→ Do this: Gather all lines from the material that contain the word "React".

→ Raw data:

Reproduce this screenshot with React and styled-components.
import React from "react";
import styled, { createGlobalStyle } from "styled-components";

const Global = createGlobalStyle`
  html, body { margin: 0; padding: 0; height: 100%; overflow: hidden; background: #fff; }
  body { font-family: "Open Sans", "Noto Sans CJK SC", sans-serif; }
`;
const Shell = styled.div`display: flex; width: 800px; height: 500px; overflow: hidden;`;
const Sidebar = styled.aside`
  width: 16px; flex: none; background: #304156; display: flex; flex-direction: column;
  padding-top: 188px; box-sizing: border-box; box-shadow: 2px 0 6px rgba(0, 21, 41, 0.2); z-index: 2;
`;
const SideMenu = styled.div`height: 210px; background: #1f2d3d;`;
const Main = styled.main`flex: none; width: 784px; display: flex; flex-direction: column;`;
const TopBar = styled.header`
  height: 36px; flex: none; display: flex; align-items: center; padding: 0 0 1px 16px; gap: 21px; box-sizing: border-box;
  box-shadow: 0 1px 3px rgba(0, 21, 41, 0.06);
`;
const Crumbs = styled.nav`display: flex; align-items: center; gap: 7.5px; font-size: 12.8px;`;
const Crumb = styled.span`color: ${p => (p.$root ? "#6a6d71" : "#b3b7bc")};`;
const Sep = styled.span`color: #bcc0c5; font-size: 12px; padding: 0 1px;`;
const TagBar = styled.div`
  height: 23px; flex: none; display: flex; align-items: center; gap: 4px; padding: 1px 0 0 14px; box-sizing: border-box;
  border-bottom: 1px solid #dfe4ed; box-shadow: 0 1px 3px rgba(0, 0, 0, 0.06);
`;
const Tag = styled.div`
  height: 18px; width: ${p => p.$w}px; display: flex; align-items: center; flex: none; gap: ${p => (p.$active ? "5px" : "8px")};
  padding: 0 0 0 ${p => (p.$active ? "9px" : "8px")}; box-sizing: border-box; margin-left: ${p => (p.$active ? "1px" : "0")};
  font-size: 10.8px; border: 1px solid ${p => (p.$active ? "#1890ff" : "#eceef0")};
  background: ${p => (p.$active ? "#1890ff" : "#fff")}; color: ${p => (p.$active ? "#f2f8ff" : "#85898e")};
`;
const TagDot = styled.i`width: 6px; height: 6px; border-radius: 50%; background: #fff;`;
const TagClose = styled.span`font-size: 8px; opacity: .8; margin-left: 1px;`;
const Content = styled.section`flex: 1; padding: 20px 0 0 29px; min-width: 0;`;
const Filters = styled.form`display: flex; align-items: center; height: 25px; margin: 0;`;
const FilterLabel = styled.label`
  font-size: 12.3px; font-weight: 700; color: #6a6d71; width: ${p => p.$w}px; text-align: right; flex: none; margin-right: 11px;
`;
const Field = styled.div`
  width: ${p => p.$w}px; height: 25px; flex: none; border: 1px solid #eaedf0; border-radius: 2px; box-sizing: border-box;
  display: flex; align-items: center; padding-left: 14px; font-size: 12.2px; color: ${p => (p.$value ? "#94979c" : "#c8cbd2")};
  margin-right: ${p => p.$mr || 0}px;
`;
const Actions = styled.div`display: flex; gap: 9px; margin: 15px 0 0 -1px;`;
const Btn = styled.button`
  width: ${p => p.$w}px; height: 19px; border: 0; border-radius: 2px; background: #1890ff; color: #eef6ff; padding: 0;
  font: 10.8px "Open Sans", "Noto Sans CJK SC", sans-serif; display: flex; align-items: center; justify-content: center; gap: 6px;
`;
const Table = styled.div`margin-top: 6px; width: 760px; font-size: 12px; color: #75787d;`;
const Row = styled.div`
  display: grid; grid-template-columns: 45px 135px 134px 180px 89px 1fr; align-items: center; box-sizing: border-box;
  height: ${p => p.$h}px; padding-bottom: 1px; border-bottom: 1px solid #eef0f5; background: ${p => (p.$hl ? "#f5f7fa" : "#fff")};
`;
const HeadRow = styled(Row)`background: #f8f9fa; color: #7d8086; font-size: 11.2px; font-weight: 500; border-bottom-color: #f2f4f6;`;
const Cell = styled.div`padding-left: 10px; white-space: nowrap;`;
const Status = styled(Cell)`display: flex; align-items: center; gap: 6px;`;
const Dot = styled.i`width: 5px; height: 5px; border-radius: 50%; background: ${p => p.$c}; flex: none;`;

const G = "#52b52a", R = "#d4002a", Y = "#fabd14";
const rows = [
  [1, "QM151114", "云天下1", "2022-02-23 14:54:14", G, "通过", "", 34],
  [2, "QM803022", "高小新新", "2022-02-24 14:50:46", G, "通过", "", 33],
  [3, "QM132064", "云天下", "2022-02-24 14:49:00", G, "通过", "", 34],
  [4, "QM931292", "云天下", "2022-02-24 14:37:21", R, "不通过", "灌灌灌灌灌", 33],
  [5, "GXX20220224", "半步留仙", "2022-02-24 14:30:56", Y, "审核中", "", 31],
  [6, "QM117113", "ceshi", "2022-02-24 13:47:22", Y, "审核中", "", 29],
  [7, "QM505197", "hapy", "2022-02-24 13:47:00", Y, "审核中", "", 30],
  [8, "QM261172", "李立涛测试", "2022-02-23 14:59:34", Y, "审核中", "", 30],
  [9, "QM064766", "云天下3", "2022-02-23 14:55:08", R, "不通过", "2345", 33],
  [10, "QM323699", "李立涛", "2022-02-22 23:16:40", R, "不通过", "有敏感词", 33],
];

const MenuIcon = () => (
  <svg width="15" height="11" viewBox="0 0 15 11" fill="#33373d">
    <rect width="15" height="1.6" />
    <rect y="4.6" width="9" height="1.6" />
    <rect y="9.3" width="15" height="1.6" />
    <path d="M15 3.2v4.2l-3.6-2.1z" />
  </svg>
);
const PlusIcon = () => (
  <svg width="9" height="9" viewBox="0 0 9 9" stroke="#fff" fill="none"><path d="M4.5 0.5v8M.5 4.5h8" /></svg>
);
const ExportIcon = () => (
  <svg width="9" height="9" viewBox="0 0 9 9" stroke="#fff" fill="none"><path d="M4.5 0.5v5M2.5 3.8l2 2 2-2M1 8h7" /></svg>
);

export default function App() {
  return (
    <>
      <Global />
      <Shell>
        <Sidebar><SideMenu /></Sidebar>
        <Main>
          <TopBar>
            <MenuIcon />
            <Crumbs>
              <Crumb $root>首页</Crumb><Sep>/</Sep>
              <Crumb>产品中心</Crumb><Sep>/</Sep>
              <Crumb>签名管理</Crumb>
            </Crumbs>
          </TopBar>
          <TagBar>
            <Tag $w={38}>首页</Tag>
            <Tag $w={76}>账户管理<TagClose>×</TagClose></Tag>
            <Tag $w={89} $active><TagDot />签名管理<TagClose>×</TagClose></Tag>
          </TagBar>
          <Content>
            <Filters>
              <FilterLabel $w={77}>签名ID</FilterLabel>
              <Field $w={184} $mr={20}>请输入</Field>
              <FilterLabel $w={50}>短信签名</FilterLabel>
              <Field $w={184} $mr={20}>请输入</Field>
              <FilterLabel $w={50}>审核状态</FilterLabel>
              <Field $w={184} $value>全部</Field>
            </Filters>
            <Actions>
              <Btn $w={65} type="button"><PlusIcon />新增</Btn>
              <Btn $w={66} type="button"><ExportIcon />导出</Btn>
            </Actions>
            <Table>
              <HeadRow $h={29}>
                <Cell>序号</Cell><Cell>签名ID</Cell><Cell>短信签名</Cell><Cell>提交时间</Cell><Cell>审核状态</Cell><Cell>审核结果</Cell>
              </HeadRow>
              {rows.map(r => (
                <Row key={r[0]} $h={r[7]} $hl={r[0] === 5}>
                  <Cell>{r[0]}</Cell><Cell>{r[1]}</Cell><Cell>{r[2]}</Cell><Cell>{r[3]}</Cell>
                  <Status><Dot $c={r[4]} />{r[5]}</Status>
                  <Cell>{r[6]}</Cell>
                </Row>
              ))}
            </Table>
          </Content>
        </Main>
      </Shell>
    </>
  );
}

→ The response:
Reproduce this screenshot with React and styled-components.
import React from "react";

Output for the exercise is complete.